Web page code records
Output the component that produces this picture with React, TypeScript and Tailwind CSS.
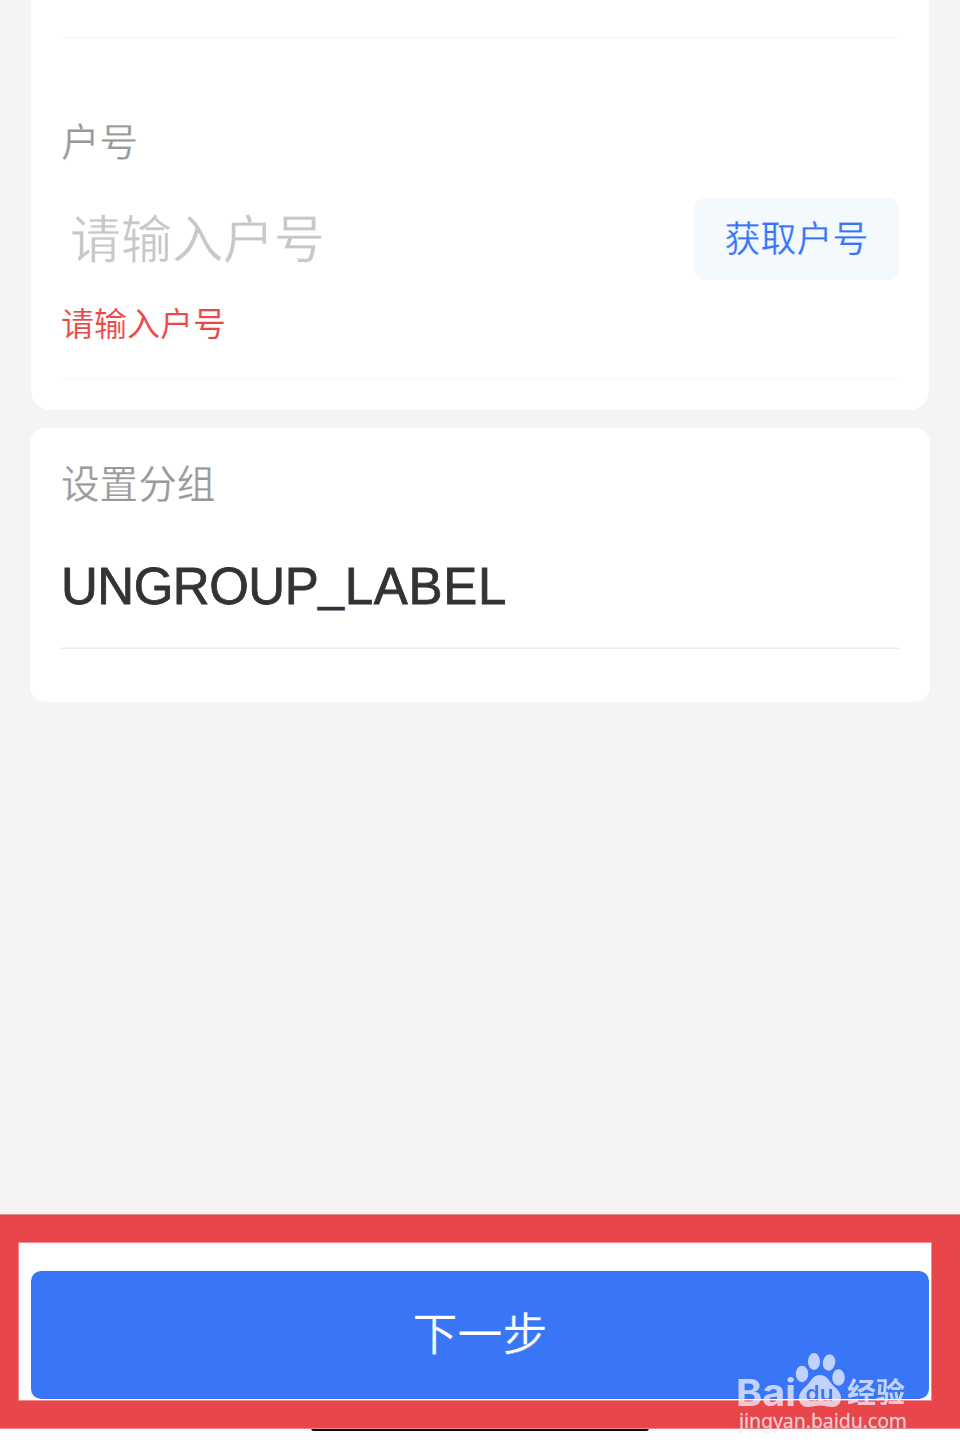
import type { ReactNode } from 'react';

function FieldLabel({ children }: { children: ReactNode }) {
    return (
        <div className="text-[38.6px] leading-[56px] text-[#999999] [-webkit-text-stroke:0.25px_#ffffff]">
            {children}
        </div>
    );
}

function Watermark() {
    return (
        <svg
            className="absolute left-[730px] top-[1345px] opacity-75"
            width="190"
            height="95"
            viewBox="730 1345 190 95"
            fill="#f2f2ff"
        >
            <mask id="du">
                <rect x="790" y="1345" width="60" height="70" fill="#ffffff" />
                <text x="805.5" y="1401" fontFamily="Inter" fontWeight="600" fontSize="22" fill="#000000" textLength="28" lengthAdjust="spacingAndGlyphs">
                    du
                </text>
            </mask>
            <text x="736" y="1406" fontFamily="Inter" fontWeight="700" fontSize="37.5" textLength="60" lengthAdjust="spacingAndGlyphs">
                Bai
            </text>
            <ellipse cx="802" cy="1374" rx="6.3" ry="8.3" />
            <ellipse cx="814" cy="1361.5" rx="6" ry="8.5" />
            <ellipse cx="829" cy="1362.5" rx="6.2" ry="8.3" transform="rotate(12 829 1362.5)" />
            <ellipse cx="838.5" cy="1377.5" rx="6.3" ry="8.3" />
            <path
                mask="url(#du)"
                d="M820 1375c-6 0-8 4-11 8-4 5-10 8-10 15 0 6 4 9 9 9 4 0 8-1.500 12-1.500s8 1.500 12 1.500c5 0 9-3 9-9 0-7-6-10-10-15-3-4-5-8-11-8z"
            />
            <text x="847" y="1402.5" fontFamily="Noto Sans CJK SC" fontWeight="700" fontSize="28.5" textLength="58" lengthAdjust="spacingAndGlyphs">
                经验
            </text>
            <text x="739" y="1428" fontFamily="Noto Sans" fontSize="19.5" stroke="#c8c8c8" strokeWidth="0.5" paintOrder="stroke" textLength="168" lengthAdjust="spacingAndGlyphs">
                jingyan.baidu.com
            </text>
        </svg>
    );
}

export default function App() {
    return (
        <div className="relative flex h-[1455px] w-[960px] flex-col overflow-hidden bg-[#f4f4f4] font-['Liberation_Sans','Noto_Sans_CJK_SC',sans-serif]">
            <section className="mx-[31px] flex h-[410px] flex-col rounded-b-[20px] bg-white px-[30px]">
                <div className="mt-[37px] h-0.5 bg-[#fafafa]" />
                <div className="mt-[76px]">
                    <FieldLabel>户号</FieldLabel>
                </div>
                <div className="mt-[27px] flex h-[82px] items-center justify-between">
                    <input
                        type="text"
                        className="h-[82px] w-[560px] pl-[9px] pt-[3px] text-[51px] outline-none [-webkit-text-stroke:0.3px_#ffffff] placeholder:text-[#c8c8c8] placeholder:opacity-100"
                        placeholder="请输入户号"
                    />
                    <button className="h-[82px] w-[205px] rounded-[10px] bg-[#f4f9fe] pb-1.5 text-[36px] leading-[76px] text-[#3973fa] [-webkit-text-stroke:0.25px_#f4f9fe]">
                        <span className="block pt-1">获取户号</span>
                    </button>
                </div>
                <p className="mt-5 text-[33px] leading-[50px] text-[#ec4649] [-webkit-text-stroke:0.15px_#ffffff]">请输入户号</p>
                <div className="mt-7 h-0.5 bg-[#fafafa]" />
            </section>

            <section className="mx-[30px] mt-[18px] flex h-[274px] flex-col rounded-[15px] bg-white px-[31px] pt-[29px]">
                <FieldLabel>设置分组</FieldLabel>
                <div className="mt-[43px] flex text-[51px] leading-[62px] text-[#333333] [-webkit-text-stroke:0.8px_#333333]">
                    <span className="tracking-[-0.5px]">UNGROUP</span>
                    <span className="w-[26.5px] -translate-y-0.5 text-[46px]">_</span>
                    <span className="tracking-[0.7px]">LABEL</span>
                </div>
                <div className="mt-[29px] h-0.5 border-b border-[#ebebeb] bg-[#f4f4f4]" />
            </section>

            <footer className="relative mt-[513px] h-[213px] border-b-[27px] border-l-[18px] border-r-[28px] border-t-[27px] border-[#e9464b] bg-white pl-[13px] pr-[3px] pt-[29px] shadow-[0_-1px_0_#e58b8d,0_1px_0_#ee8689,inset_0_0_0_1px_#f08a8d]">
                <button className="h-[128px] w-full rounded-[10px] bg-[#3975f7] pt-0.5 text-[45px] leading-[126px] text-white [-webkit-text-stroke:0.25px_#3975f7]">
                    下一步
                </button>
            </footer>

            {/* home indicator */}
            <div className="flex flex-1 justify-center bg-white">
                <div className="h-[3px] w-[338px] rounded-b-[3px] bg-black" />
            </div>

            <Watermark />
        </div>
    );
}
--
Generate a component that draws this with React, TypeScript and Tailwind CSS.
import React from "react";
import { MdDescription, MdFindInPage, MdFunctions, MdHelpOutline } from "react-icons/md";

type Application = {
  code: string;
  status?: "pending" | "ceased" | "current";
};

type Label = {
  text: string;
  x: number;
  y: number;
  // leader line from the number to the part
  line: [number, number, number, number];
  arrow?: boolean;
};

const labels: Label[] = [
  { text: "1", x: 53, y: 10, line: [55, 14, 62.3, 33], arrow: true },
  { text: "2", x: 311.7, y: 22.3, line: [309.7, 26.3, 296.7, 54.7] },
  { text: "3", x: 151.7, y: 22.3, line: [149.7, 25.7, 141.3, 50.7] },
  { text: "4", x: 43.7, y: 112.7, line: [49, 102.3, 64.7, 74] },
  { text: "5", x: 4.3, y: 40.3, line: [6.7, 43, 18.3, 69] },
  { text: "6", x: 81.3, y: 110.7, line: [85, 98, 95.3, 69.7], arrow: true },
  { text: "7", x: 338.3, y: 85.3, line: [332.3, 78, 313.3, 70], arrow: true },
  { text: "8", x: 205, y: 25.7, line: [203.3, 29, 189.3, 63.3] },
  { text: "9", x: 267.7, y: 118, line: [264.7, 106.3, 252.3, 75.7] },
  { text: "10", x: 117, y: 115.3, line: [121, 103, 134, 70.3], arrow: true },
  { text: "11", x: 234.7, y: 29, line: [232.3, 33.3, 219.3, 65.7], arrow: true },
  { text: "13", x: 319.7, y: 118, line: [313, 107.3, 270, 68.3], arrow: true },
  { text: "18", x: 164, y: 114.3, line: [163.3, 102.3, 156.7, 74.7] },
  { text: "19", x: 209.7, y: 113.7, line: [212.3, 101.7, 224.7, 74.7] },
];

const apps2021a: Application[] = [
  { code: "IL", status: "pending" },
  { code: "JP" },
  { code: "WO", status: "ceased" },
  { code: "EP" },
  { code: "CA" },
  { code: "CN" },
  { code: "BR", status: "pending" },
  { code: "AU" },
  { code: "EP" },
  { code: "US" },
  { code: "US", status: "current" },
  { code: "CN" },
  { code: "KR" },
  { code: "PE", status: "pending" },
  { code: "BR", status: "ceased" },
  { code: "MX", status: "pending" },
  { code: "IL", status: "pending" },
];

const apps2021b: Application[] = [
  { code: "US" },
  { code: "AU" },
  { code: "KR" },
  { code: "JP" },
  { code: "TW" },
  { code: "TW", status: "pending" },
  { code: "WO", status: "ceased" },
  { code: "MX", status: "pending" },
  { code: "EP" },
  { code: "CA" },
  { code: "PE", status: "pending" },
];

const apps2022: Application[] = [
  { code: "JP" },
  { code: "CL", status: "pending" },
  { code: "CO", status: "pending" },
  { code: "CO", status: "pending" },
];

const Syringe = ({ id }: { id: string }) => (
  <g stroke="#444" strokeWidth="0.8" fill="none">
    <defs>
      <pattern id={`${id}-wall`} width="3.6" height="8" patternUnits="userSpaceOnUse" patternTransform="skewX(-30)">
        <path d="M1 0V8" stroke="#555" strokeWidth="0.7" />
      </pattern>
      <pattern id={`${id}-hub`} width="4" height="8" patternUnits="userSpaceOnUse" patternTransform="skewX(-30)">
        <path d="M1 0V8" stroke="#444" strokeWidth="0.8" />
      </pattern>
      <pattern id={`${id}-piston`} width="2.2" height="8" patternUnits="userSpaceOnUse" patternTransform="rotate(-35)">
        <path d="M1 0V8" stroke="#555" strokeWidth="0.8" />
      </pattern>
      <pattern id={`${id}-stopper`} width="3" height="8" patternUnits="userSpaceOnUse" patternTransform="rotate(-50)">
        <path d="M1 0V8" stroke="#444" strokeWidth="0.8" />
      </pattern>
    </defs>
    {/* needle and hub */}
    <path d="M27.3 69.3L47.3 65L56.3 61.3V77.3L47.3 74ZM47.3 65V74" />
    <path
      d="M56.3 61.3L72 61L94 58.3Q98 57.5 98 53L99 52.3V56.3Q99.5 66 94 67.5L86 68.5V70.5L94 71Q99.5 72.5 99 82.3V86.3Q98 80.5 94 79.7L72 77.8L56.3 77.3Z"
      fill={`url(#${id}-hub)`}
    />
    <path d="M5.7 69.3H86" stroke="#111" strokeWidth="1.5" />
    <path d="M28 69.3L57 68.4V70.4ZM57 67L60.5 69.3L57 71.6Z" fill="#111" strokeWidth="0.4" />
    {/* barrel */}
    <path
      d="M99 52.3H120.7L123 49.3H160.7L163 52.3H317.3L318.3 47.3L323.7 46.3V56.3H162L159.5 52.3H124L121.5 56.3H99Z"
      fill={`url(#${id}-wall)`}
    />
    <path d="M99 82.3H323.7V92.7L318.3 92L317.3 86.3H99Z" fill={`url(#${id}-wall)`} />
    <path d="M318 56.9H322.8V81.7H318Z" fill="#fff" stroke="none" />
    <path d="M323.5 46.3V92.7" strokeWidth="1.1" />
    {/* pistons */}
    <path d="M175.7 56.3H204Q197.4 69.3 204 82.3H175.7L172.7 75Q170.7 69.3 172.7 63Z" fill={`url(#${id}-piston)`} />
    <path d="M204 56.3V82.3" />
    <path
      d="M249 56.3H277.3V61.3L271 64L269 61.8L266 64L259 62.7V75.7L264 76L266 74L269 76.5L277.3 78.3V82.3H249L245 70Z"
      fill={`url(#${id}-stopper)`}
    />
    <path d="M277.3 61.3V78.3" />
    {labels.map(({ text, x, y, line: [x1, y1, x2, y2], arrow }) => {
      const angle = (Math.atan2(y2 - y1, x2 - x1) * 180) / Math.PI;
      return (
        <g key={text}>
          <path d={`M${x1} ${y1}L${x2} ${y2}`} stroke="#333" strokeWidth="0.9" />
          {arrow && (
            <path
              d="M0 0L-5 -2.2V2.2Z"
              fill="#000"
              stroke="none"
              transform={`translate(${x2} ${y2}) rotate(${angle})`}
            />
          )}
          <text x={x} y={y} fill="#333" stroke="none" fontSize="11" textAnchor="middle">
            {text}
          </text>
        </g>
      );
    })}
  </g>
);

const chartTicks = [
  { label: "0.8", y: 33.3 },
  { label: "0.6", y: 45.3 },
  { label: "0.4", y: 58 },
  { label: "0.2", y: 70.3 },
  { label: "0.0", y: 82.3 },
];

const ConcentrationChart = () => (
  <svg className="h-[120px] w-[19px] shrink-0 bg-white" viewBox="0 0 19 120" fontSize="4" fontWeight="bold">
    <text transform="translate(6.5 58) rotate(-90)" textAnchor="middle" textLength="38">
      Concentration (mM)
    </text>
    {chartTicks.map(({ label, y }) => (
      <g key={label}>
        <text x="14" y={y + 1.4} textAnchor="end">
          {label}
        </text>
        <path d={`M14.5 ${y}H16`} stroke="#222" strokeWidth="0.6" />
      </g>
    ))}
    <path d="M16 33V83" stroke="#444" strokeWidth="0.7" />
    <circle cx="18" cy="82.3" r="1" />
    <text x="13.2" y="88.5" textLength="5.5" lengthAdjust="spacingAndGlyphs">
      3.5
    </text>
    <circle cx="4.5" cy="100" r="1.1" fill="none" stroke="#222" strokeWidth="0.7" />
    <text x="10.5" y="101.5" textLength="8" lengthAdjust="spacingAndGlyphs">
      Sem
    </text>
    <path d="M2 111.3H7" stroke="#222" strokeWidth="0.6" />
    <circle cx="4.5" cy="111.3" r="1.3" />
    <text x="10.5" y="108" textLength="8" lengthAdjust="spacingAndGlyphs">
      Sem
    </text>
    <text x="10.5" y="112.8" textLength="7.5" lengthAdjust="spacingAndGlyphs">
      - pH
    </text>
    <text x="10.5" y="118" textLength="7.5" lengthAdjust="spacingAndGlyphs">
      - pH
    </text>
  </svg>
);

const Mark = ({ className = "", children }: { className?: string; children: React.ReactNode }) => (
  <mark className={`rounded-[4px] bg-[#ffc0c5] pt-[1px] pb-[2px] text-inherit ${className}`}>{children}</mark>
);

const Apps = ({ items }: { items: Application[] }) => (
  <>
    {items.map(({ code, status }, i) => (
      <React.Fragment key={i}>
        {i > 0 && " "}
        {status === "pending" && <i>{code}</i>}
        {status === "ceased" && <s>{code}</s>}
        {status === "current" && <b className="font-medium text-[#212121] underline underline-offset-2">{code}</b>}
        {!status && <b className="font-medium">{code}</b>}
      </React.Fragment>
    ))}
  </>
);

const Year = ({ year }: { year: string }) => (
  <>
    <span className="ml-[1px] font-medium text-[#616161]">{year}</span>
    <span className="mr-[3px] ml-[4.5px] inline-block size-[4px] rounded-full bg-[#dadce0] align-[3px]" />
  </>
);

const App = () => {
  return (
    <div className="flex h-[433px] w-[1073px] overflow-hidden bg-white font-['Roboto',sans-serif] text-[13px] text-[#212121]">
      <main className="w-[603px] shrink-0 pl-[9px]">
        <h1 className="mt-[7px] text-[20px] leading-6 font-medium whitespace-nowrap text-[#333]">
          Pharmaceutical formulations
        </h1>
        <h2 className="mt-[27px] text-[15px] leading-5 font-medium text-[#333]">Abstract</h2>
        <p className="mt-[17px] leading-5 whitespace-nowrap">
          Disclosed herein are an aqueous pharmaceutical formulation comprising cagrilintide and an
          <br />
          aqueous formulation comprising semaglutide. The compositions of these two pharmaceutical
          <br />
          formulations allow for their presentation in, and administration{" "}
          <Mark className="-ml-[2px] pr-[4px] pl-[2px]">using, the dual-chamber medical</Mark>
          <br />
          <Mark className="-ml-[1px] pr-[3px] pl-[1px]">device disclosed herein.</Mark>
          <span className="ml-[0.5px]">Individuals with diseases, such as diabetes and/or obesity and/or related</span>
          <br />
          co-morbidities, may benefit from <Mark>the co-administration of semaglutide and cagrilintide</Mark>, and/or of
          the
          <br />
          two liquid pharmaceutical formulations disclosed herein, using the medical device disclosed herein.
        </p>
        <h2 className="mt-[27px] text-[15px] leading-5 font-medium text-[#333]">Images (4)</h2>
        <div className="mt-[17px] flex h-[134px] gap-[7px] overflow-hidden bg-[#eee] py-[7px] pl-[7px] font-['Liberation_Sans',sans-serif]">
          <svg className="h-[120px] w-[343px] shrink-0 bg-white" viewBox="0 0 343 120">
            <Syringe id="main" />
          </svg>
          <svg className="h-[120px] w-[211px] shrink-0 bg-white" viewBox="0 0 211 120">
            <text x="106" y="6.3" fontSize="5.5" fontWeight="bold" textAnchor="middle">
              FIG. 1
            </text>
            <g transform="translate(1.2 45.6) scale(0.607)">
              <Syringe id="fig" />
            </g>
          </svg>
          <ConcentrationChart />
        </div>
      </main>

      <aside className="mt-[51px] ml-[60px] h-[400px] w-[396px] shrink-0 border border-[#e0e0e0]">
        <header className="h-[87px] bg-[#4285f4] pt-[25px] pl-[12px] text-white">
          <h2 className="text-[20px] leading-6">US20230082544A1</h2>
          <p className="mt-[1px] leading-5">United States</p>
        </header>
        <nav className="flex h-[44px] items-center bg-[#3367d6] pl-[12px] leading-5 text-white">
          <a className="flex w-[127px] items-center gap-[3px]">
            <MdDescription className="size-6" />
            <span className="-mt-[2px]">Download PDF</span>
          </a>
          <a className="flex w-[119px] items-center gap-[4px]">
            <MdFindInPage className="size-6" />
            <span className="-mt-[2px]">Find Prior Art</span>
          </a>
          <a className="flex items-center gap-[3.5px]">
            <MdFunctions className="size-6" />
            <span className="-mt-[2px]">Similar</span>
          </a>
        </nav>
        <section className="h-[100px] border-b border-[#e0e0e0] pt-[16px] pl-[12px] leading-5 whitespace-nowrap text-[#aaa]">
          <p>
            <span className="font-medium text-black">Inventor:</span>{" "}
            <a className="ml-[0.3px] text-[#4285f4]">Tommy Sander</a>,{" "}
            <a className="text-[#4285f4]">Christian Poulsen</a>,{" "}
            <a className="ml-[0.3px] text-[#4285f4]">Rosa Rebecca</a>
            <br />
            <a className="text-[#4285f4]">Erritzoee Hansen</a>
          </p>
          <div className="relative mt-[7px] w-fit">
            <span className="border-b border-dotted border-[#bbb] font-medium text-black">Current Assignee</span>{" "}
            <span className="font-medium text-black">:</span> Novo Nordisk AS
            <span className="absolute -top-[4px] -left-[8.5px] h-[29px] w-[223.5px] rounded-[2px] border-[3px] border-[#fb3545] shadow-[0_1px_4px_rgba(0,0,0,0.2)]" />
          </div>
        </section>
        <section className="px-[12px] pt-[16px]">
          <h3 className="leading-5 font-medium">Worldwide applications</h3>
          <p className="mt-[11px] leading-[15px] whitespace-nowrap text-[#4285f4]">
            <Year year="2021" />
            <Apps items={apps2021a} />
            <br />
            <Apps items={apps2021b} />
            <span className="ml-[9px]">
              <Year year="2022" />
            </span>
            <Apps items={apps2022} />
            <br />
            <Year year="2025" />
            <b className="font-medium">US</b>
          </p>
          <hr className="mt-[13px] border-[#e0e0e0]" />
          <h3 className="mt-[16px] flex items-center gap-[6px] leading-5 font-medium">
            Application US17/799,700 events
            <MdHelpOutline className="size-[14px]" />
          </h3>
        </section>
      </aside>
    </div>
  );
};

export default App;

▶ EXERCISE DETAILS: Your answer should be a single number: how many lines in the data above include "this"?

▶ OUTPUT OF THE TASK: 2